A quarter-line Asian handicap – for example, Chiefs -6.25 – splits your stake between two adjacent lines: half on -6 and half on -6.5. If the Chiefs win by exactly 6, you win half your bet (the -6 leg pushes, the -6.5 leg loses – but the push returns your stake on that half, so you lose only 50% of your total position). If the Chiefs win by 7 or more, both halves win. If the Chiefs win by 5 or fewer, both halves lose.
The appeal of quarter-line handicaps is that they reduce the risk of a total loss on close results. Instead of losing your entire stake when the margin lands on the wrong side of a half-point line, you lose half. The trade-off is that quarter-line odds are adjusted to reflect this reduced risk – the prices are marginally shorter than on a standard half-point handicap. Whether the risk reduction justifies the price reduction depends on how you value variance management. For bettors who stake consistently and want smoother returns, quarter-line handicaps offer a structural advantage. For bettors focused on maximising expected value per bet, the standard half-point line at better odds is preferable.
Alternative Handicap Markets: Bigger Spreads, Different Odds
Alternative handicaps allow you to bet on a team at a larger or smaller spread than the main line, with the odds adjusting accordingly. If the main handicap is Chiefs -6.5 at 10/11, the alternative menu might offer Chiefs -3.5 at 4/9, Chiefs -10.5 at 6/4, Broncos +3.5 at 7/4, and Broncos +10.5 at 2/7.
The logic is straightforward: a smaller handicap (closer to zero) is easier for the favourite to cover, so the odds are shorter.
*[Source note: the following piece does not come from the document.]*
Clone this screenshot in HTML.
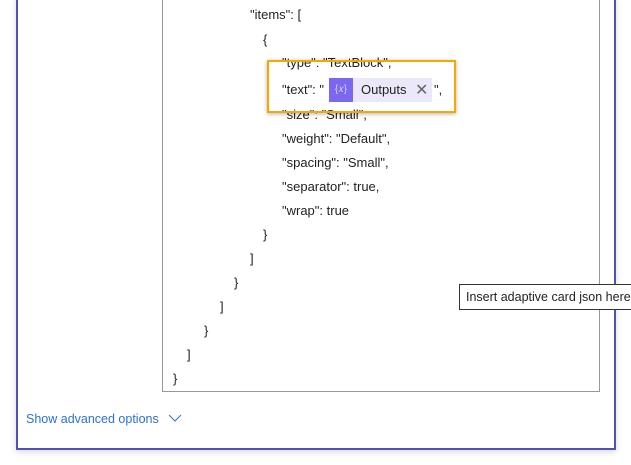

A larger handicap is harder to cover, so the odds are longer. Alternative handicaps let you calibrate your position to match your conviction. If you believe the Chiefs will win comfortably but the -6.5 main line feels like a coin flip, taking -3.5 at shorter odds reduces the variance while still expressing a directional view.
I use alternative handicaps most frequently in accumulator construction. A four-leg acca built from four standard handicaps at 10/11 each pays around 14/1. The same four games with alternative handicaps of -3.5 (instead of -6.5, -7, etc.) at 4/9 to 1/2 each produces a much shorter overall price but a significantly higher probability of success. Whether the shorter price justifies the safer selection depends on your acca philosophy – but having the option to adjust individual legs’ risk profiles is a genuine advantage that alternative handicaps provide.
One caution: alternative handicap margins are wider than main-line margins at most UK sportsbooks. The main handicap line is the most liquid and competitively priced market. As you move to alternatives, the sportsbook has less balancing volume and prices accordingly. The further from the main line you go, the wider the margin embedded in the odds. Checking prices across multiple operators is more important on alternative handicaps than on any other NFL market because the margin variance between sportsbooks can exceed 5% on extreme alternatives.